• _AIM OF THE EXERCISE_:
Wherever the word "Tailwind" appears in a line, extract that line.

══ ENTRIES PROVIDED ══

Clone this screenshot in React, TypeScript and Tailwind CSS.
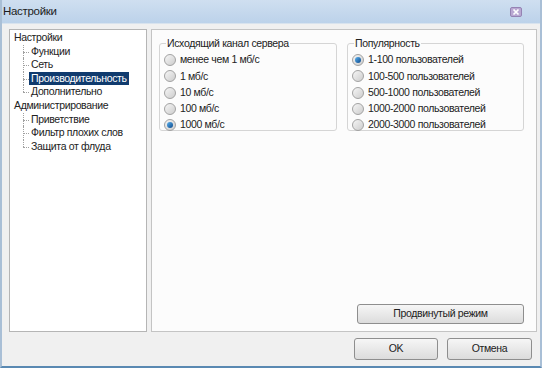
import React from 'react';

const font = { fontFamily: '"Liberation Sans", "DejaVu Sans", sans-serif' };

interface RadioProps {
  label: string;
  checked?: boolean;
}

const Radio: React.FC<RadioProps> = ({ label, checked }) => (
  <div className="flex items-center h-[16.3px] gap-[4px]">
    <span className="w-[12px] h-[12px] rounded-full border border-[#a2a2a2] bg-gradient-to-br from-[#f6f6f6] to-[#cdcdcd] flex items-center justify-center">
      {checked && (
        <span className="w-[6px] h-[6px] rounded-full bg-gradient-to-br from-[#5bb2ef] to-[#0c4a8c]" />
      )}
    </span>
    <span className="text-[10.5px] tracking-[-0.35px] text-[#222]">{label}</span>
  </div>
);

const GroupBox: React.FC<{ title: string; items: string[]; selected: number; width: string }> = ({
  title,
  items,
  selected,
  width,
}) => (
  <fieldset className={`${width} h-[94px] border border-[#d5d5d5] rounded-[3px] pl-[4px]`}>
    <legend className="text-[10.5px] tracking-[-0.35px] text-[#222] ml-[2px] px-[1px] leading-[12px]">{title}</legend>
    <div className="flex flex-col pt-[3px]">
      {items.map((it, i) => (
        <Radio key={it} label={it} checked={i === selected} />
      ))}
    </div>
  </fieldset>
);

const TreeChild: React.FC<{ label: string; selected?: boolean; last?: boolean }> = ({ label, selected, last }) => (
  <div className="relative flex items-center h-[13.6px] pl-[15px]">
    <span className="absolute left-[9px] top-[7px] w-[6px] border-t border-dotted border-[#a0a0a0]" />
    <span
      className={`absolute left-[9px] top-0 border-l border-dotted border-[#a0a0a0] ${last ? 'h-[7px]' : 'h-[13.6px]'}`}
    />
    <span className={`px-[2px] leading-[13.6px] ${selected ? 'bg-[#103b6e] text-white' : 'text-[#222]'}`}>{label}</span>
  </div>
);

export default function App() {
  return (
    <div
      style={font}
      className="w-[542px] h-[368px] flex flex-col bg-[#f0f0f0] border-l-[2px] border-l-[#a9bfd6] border-r-[2px] border-r-[#a9bfd6] border-b-[2px] border-b-[#5a89b2] overflow-hidden"
    >
      {/* Title bar */}
      <div className="h-[24px] flex items-center justify-between pl-[1px] pr-[18px] bg-gradient-to-b from-[#cfdff0] to-[#bcd2ea] border-b border-[#d8e3ee]">
        <span className="text-[11.5px] tracking-[-0.3px] text-[#1c1c1c]">Настройки</span>
        <svg width="12" height="10" viewBox="0 0 12 10">
          <rect x="0.5" y="0.5" width="11" height="9" rx="1.5" fill="#b9a8d2" stroke="#9583b3" />
          <path d="M3.5 2.5 L8.5 7.5 M8.5 2.5 L3.5 7.5" stroke="#fff" strokeWidth="1.7" />
        </svg>
      </div>

      {/* Body */}
      <div className="flex-1 flex flex-col pl-[7px] pr-[3px] pt-[5px]">
        <div className="flex gap-[4px]">
          {/* Tree */}
          <div className="w-[140px] h-[303px] bg-white border border-[#b5b5b5] pt-[1px] pl-[4px] text-[10.5px] tracking-[-0.35px]">
            <div className="leading-[13.6px] text-[#222] h-[13.6px]">Настройки</div>
            <TreeChild label="Функции" />
            <TreeChild label="Сеть" />
            <TreeChild label="Производительность" selected />
            <TreeChild label="Дополнительно" last />
            <div className="leading-[13.6px] text-[#222] h-[13.6px]">Администрирование</div>
            <TreeChild label="Приветствие" />
            <TreeChild label="Фильтр плохих слов" />
            <TreeChild label="Защита от флуда" last />
          </div>

          {/* Settings panel */}
          <div className="w-[386px] h-[303px] bg-[#fcfcfc] border border-[#c4c4c4] flex flex-col pl-[7px] pr-[12px] pt-[7px] pb-[7px]">
            <div className="flex gap-[10px]">
              <GroupBox
                title="Исходящий канал сервера"
                width="w-[178px]"
                selected={4}
                items={['менее чем 1 мб/с', '1 мб/с', '10 мб/с', '100 мб/с', '1000 мб/с']}
              />
              <GroupBox
                title="Популярность"
                width="w-[177px]"
                selected={0}
                items={[
                  '1-100 пользователей',
                  '100-500 пользователей',
                  '500-1000 пользователей',
                  '1000-2000 пользователей',
                  '2000-3000 пользователей',
                ]}
              />
            </div>
            <div className="mt-auto flex justify-end">
              <button className="w-[167px] h-[20px] text-[10.5px] tracking-[-0.35px] text-[#222] border border-[#8e8e8e] rounded-[3px] bg-gradient-to-b from-[#f6f6f6] to-[#dcdcdc]">
                Продвинутый режим
              </button>
            </div>
          </div>
        </div>

        {/* Dialog buttons */}
        <div className="flex justify-end gap-[9px] mt-[6px] pr-[5px]">
          <button className="w-[84px] h-[22px] text-[10.5px] tracking-[-0.35px] text-[#222] border border-[#8e8e8e] rounded-[3px] bg-gradient-to-b from-[#f6f6f6] to-[#dcdcdc]">
            OK
          </button>
          <button className="w-[85px] h-[22px] text-[10.5px] tracking-[-0.35px] text-[#222] border border-[#8e8e8e] rounded-[3px] bg-gradient-to-b from-[#f6f6f6] to-[#dcdcdc]">
            Отмена
          </button>
        </div>
      </div>
    </div>
  );
}
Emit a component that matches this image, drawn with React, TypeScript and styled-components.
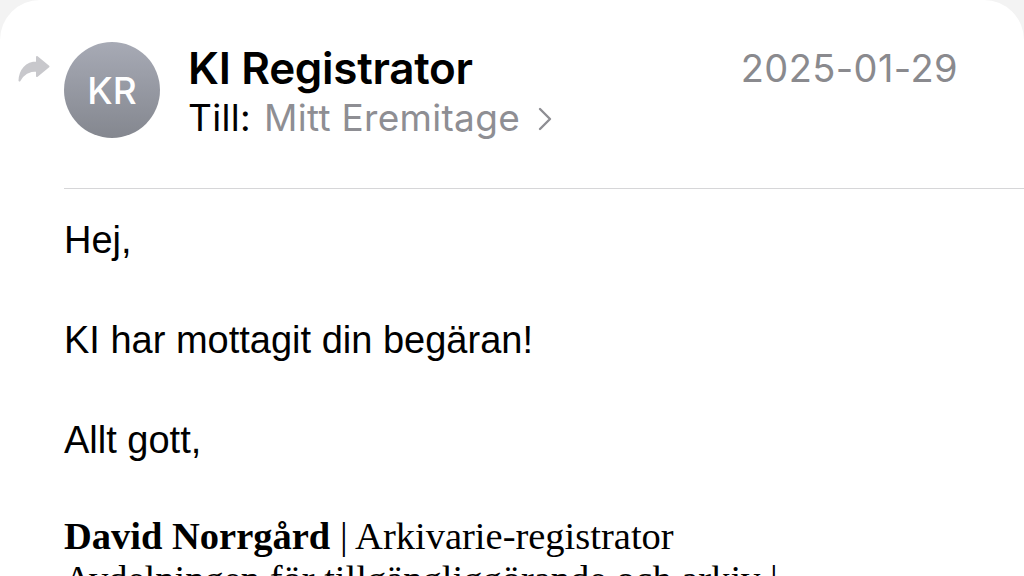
import React from 'react';
import styled, { createGlobalStyle } from 'styled-components';

const GlobalStyle = createGlobalStyle`
  html, body {
    margin: 0;
    padding: 0;
    background-color: #f3f3f3;
    overflow: hidden;
  }
`;

const StyledCard = styled.div`
  min-height: 576px;
  background-color: #ffffff;
  border-radius: 40px 40px 0 0;
  padding-top: 42px;
  box-sizing: border-box;
`;

const StyledHeader = styled.div`
  display: flex;
  align-items: flex-start;
  height: 96px;
  padding-left: 18px;
  padding-right: 66px;
`;

const StyledReplyIcon = styled.svg`
  width: 32px;
  height: 28px;
  margin-top: 13px;
  margin-right: 14px;
  flex-shrink: 0;
`;

const StyledAvatar = styled.div`
  width: 96px;
  height: 96px;
  border-radius: 50%;
  background: linear-gradient(180deg, #a7aab5 0%, #84878f 100%);
  display: flex;
  align-items: center;
  justify-content: center;
  color: #ffffff;
  font-family: Inter, 'Liberation Sans', sans-serif;
  font-weight: 500;
  font-size: 37px;
  flex-shrink: 0;
`;

const StyledSenderInfo = styled.div`
  flex: 1;
  margin-left: 28px;
  font-family: Inter, 'Liberation Sans', sans-serif;
`;

const StyledSenderName = styled.div`
  font-size: 44px;
  font-weight: 600;
  line-height: 52px;
  color: #000000;
  letter-spacing: -0.3px;
`;

const StyledRecipientRow = styled.div`
  display: flex;
  align-items: center;
  font-size: 37px;
  line-height: 48px;
  letter-spacing: 0.3px;
  color: #000000;
`;

const StyledRecipient = styled.span`
  color: #8e8e93;
  margin-left: 13px;
`;

const StyledChevron = styled.svg`
  width: 14px;
  height: 24px;
  margin-left: 18px;
  margin-top: 2px;
`;

const StyledDate = styled.div`
  font-family: Inter, 'Liberation Sans', sans-serif;
  font-size: 38px;
  line-height: 52px;
  letter-spacing: 0.4px;
  color: #8a8a8e;
`;

const StyledDivider = styled.div`
  height: 1px;
  margin-top: 50px;
  margin-left: 64px;
  background-color: #d6d6d8;
`;

const StyledBody = styled.div`
  padding: 26px 0 0 64px;
  font-family: 'Liberation Sans', Arial, sans-serif;
  font-size: 38px;
  line-height: 50px;
  color: #000000;
`;

const StyledParagraph = styled.p`
  margin: 0 0 50px 0;
`;

const StyledSignature = styled.div`
  font-family: 'Liberation Serif', 'Times New Roman', serif;
  font-size: 38.5px;
  line-height: 43px;
  color: #000000;
`;

const App: React.FunctionComponent = () => {
  return (
    <>
      <GlobalStyle />
      <StyledCard>
        <StyledHeader>
          <StyledReplyIcon viewBox="0 0 32 28">
            <path
              d="M19 2 L30.5 11.5 L19 21 L19 15.5 C11 15.5 5.5 18 1.5 25.5 C2 15 8 7.5 19 7.5 Z"
              fill="#c8c8cc"
              stroke="#c8c8cc"
              strokeWidth="2"
              strokeLinejoin="round"
            />
          </StyledReplyIcon>
          <StyledAvatar>KR</StyledAvatar>
          <StyledSenderInfo>
            <StyledSenderName>KI Registrator</StyledSenderName>
            <StyledRecipientRow>
              Till:
              <StyledRecipient>Mitt Eremitage</StyledRecipient>
              <StyledChevron viewBox="0 0 14 24">
                <path
                  d="M2 2 L12 12 L2 22"
                  fill="none"
                  stroke="#8e8e93"
                  strokeWidth="2.4"
                  strokeLinecap="round"
                  strokeLinejoin="round"
                />
              </StyledChevron>
            </StyledRecipientRow>
          </StyledSenderInfo>
          <StyledDate>2025-01-29</StyledDate>
        </StyledHeader>
        <StyledDivider />
        <StyledBody>
          <StyledParagraph>Hej,</StyledParagraph>
          <StyledParagraph>KI har mottagit din begäran!</StyledParagraph>
          <StyledParagraph>Allt gott,</StyledParagraph>
          <StyledSignature>
            <b>David Norrgård</b> | Arkivarie-registrator
            <br />
            Avdelningen för tillgängliggörande och arkiv |
          </StyledSignature>
        </StyledBody>
      </StyledCard>
    </>
  );
};

export default App;
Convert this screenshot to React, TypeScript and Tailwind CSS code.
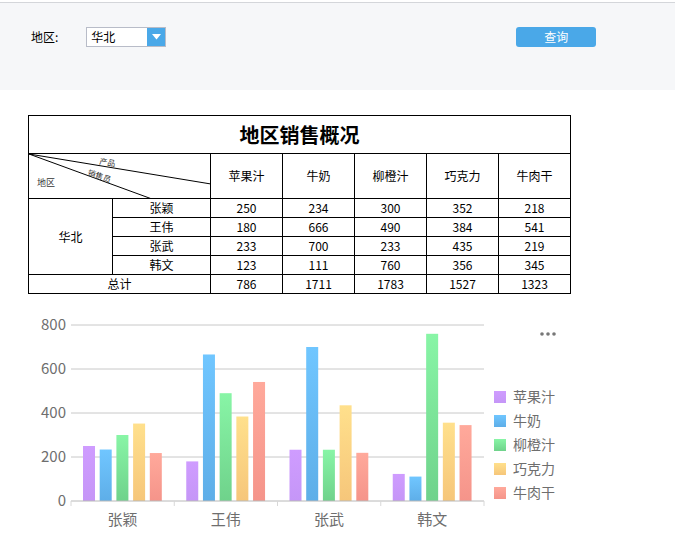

═══

• _EXERCISE RESULT_:
Clone this screenshot in React, TypeScript and Tailwind CSS.
Convert this screenshot to React, TypeScript and Tailwind CSS code.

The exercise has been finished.